Exercise brief —
Copy word for word the lines in the records below, starting at the line with "Reproduce this screenshot" and ending at the line with "const [traffic, setTraffic]". Skip the pictures.

Stored data —
━━━
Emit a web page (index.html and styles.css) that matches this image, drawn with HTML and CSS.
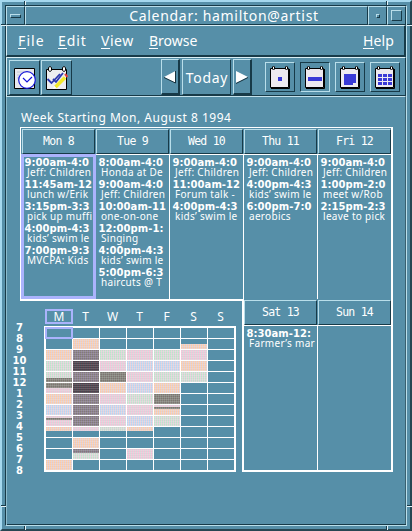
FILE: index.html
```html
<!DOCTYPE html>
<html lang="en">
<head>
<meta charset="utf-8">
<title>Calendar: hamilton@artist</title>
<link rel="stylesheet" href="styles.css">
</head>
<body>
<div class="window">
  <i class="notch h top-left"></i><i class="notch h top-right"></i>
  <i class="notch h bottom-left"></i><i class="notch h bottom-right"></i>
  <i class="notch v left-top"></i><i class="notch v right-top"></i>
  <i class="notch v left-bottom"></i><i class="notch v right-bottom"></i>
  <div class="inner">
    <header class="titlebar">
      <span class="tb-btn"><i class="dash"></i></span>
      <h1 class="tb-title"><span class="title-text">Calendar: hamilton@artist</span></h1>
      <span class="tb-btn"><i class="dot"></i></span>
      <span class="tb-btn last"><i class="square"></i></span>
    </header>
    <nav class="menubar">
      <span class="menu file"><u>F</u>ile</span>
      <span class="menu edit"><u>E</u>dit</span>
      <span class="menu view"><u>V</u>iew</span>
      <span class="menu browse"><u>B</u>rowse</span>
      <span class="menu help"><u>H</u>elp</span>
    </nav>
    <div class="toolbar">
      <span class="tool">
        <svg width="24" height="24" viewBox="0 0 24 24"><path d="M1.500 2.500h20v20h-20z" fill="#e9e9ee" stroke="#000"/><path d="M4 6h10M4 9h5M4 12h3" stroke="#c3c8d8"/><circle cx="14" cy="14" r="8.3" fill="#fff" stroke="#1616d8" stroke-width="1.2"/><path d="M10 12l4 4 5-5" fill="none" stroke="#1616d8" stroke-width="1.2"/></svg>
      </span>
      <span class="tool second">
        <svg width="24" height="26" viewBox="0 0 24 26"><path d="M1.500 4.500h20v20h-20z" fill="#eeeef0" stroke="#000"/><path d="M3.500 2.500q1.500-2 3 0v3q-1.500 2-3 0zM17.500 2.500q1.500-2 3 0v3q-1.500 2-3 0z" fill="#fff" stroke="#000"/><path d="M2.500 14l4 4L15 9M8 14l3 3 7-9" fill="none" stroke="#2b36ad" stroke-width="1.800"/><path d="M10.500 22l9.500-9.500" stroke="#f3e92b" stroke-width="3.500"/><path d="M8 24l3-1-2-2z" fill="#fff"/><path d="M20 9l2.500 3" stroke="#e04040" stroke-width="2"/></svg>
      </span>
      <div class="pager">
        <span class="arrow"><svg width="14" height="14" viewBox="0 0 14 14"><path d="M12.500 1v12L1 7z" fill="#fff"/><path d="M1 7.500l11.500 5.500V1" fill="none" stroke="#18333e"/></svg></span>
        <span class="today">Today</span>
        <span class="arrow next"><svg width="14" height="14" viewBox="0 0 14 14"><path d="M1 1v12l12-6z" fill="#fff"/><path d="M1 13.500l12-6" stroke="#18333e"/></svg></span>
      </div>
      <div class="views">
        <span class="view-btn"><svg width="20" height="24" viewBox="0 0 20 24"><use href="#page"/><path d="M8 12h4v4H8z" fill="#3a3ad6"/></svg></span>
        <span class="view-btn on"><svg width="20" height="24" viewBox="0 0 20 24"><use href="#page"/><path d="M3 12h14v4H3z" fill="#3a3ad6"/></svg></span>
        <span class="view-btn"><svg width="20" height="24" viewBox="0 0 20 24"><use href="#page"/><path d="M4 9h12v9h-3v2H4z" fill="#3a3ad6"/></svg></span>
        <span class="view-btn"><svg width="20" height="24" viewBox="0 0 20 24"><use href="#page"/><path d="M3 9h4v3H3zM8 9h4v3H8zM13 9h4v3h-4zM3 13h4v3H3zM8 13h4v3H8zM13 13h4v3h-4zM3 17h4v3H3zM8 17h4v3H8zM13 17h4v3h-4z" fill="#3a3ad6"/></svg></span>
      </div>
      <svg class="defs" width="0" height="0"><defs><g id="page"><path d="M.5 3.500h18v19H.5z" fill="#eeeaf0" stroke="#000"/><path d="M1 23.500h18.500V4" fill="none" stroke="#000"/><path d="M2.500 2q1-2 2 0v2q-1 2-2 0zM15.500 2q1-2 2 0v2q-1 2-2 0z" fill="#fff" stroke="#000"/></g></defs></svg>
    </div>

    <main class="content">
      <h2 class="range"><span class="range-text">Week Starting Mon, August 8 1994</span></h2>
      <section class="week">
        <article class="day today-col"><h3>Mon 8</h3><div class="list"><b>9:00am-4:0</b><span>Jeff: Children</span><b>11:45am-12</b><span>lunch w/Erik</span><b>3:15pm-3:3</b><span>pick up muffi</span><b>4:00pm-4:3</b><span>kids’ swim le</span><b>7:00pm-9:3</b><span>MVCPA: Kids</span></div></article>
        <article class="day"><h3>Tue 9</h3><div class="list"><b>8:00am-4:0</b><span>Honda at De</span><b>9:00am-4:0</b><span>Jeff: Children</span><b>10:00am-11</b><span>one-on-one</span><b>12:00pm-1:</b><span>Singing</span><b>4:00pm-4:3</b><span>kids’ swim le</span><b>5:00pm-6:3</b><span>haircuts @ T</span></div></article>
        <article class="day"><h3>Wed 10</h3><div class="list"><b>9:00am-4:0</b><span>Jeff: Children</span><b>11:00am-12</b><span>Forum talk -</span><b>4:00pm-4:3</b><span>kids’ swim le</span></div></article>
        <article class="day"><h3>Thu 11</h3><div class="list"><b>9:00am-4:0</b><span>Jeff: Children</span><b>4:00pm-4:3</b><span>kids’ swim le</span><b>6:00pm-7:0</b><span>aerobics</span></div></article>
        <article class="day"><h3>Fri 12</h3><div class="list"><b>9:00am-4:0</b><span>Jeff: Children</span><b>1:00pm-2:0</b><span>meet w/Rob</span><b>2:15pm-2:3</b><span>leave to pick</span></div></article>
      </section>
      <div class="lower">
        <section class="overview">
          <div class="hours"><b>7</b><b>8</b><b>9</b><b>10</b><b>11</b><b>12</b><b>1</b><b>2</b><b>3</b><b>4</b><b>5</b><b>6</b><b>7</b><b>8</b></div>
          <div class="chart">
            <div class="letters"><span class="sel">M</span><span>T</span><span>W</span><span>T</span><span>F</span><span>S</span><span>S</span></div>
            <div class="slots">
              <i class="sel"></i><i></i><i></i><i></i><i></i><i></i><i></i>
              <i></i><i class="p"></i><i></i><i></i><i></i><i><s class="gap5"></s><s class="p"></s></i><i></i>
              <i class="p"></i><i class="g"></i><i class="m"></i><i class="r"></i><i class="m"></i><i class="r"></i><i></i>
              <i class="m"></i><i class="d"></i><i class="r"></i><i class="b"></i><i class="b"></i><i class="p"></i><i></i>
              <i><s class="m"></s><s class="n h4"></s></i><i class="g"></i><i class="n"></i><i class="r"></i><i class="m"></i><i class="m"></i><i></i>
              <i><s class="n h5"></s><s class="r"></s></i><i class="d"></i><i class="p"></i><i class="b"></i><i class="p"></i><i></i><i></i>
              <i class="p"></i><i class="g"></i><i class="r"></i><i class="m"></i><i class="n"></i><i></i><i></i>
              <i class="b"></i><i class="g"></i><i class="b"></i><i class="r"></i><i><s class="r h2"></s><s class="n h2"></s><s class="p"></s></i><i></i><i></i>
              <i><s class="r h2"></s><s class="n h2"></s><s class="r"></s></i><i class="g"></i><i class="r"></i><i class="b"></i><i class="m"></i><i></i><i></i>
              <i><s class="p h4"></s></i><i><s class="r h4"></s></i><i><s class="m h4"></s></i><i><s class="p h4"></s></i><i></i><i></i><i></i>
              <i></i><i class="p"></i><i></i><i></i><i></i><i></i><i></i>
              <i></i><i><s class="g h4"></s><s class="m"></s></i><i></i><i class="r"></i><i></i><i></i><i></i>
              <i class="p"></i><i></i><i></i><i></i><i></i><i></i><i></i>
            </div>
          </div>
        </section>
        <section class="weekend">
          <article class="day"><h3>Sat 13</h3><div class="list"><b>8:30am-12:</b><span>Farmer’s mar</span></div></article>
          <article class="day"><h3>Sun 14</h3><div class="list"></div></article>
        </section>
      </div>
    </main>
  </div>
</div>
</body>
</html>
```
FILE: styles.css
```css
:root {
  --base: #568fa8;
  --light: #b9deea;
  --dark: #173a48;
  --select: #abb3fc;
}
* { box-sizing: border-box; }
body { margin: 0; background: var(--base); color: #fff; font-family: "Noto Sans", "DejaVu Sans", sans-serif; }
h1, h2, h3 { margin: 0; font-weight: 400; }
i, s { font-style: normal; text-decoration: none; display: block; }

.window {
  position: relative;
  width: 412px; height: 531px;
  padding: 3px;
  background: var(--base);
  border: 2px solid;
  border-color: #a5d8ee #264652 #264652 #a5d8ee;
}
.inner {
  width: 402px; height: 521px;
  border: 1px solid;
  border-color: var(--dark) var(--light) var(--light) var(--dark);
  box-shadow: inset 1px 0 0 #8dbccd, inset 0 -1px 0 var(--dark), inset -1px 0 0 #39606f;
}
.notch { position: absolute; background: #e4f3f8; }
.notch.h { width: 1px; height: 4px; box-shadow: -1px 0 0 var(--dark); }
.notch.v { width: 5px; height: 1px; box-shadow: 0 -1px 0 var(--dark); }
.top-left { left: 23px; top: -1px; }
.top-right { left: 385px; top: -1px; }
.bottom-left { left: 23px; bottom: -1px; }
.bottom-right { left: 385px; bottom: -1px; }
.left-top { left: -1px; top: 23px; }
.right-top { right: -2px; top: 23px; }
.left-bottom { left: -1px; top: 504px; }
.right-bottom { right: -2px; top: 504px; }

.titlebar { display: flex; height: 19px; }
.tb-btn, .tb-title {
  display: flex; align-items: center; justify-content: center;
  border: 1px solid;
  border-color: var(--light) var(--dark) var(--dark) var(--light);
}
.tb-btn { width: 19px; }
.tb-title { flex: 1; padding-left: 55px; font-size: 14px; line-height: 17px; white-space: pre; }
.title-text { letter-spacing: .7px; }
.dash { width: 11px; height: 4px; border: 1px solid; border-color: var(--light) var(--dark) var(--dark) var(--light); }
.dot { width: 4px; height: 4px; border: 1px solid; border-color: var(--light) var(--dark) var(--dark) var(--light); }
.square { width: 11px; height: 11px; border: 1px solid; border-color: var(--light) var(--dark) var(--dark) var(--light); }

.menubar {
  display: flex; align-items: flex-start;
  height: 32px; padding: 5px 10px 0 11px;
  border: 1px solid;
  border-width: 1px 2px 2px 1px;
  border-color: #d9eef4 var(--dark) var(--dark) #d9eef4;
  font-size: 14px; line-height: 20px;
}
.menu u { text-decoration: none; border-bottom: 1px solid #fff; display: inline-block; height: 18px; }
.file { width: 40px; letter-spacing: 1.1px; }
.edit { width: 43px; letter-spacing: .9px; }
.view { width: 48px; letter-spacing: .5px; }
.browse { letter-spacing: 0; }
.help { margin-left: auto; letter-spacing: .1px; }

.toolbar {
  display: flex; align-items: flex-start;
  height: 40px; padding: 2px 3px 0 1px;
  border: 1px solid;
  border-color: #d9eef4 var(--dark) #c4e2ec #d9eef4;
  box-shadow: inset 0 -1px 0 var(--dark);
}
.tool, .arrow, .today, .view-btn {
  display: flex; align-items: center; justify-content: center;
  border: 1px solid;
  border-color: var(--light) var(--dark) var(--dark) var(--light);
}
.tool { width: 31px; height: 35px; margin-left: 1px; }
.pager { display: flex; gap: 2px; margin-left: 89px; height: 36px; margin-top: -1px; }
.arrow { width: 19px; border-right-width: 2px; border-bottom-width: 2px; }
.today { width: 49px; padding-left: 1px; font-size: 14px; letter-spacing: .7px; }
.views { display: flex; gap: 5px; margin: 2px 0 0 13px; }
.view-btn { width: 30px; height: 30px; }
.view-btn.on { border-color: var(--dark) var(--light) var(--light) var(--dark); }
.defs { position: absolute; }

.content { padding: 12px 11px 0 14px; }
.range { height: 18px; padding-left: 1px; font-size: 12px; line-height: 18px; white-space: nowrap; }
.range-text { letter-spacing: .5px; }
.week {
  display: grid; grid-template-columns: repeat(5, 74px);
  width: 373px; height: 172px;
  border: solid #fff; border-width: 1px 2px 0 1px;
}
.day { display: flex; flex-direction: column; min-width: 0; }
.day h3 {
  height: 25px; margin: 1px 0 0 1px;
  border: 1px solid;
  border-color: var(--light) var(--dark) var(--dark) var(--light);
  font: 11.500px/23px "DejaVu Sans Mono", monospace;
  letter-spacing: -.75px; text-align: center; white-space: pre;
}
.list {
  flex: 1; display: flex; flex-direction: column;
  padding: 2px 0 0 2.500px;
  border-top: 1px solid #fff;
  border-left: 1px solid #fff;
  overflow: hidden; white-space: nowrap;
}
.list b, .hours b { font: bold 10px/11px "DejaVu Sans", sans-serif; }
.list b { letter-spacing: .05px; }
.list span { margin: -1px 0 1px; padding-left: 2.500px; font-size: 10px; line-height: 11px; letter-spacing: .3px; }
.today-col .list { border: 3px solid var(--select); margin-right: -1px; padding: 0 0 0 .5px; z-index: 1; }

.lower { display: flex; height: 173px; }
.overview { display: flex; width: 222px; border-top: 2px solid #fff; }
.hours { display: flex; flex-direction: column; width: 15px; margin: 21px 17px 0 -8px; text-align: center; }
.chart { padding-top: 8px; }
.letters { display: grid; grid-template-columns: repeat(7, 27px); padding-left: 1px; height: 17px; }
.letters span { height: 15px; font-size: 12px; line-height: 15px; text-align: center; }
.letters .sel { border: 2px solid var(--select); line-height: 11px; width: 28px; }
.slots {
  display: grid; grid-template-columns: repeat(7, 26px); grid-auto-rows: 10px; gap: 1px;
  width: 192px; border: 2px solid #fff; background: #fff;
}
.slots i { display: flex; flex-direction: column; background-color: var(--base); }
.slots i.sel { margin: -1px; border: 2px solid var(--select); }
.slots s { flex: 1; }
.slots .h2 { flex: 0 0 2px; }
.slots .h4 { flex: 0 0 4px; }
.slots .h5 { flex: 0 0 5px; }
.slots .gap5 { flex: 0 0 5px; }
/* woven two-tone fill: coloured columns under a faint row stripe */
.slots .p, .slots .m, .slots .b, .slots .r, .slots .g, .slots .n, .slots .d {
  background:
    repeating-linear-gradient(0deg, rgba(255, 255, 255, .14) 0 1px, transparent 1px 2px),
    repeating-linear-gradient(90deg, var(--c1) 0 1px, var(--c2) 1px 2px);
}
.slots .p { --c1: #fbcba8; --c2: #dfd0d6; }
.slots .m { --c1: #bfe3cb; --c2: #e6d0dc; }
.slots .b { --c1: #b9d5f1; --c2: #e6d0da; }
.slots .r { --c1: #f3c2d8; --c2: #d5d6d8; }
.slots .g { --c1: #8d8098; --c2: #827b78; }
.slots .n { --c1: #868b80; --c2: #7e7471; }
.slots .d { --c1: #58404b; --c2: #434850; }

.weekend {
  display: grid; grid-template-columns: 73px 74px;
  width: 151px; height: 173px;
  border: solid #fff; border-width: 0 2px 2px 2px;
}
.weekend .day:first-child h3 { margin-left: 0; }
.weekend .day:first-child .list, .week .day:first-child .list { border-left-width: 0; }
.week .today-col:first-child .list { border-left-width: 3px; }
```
━━━
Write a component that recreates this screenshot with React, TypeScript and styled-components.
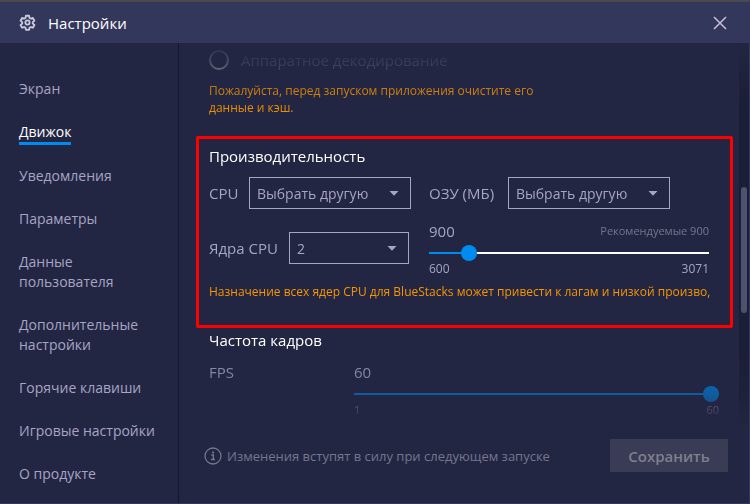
━━━
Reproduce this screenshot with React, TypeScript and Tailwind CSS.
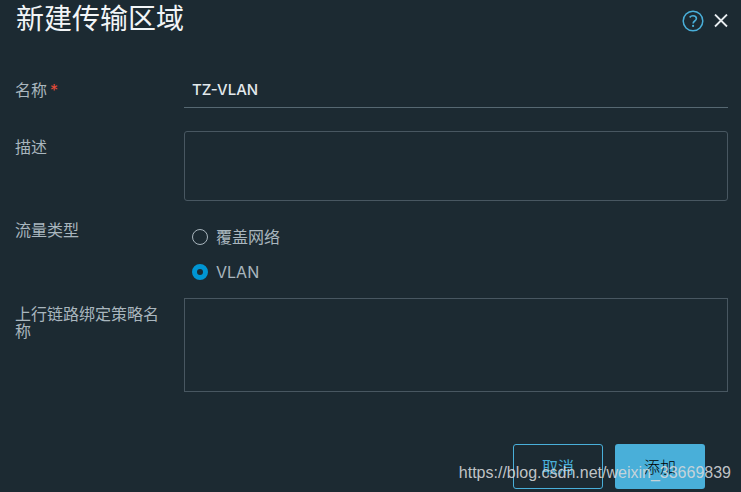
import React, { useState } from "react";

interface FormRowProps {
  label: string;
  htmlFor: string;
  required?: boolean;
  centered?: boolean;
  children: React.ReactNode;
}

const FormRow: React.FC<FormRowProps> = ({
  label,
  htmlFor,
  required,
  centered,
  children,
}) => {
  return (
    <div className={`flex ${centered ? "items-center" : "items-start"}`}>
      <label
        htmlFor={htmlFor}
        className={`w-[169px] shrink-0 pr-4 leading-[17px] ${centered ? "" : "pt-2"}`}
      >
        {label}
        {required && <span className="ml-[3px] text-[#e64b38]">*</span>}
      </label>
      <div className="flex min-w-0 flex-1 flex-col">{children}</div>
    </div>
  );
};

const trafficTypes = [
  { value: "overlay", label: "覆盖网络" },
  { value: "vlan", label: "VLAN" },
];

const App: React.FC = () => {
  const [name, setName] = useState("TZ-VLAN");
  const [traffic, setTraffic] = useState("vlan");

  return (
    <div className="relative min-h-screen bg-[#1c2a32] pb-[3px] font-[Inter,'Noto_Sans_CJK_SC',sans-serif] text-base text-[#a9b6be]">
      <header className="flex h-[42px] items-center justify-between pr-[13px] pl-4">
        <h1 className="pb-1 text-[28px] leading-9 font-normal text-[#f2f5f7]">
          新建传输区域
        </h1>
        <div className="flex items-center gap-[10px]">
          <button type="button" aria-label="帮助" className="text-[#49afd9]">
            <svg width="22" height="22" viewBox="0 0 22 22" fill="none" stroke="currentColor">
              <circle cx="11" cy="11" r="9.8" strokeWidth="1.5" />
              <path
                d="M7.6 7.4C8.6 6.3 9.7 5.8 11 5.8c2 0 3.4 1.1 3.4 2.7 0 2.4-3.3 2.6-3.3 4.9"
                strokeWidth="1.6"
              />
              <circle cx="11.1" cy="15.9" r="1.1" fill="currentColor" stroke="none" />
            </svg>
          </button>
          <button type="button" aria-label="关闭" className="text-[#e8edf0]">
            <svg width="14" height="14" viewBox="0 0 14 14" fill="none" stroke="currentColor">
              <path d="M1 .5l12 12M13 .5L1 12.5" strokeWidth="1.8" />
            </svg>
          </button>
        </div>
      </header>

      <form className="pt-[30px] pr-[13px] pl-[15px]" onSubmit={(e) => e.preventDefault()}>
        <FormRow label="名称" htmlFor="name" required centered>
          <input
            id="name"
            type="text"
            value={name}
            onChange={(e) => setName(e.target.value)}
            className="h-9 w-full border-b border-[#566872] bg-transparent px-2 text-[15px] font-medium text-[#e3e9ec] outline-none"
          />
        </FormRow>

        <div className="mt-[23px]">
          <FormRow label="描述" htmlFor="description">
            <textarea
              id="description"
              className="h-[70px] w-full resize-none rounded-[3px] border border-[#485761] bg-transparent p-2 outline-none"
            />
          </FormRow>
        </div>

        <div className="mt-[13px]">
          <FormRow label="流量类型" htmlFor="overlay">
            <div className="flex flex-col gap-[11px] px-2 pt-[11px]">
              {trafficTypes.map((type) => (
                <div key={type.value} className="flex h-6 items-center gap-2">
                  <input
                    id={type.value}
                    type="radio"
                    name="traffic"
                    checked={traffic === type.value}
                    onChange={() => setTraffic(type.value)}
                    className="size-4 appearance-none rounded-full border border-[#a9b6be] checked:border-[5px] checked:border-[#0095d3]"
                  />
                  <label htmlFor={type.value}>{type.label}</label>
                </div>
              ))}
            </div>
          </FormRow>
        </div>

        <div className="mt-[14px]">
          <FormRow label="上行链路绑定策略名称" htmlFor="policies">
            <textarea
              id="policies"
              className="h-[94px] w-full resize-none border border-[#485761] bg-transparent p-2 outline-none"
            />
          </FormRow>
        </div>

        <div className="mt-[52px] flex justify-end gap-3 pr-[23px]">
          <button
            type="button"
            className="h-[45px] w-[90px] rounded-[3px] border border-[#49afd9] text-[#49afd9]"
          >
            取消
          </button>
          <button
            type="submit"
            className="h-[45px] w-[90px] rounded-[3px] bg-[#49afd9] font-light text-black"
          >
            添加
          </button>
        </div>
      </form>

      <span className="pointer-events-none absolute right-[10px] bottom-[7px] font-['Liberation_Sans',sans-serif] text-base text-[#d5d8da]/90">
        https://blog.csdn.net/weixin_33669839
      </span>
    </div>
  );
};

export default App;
━━━
Exercise answer —
Reproduce this screenshot with React, TypeScript and Tailwind CSS.
import React, { useState } from "react";

interface FormRowProps {
  label: string;
  htmlFor: string;
  required?: boolean;
  centered?: boolean;
  children: React.ReactNode;
}

const FormRow: React.FC<FormRowProps> = ({
  label,
  htmlFor,
  required,
  centered,
  children,
}) => {
  return (
    <div className={`flex ${centered ? "items-center" : "items-start"}`}>
      <label
        htmlFor={htmlFor}
        className={`w-[169px] shrink-0 pr-4 leading-[17px] ${centered ? "" : "pt-2"}`}
      >
        {label}
        {required && <span className="ml-[3px] text-[#e64b38]">*</span>}
      </label>
      <div className="flex min-w-0 flex-1 flex-col">{children}</div>
    </div>
  );
};

const trafficTypes = [
  { value: "overlay", label: "覆盖网络" },
  { value: "vlan", label: "VLAN" },
];

const App: React.FC = () => {
  const [name, setName] = useState("TZ-VLAN");
  const [traffic, setTraffic] = useState("vlan");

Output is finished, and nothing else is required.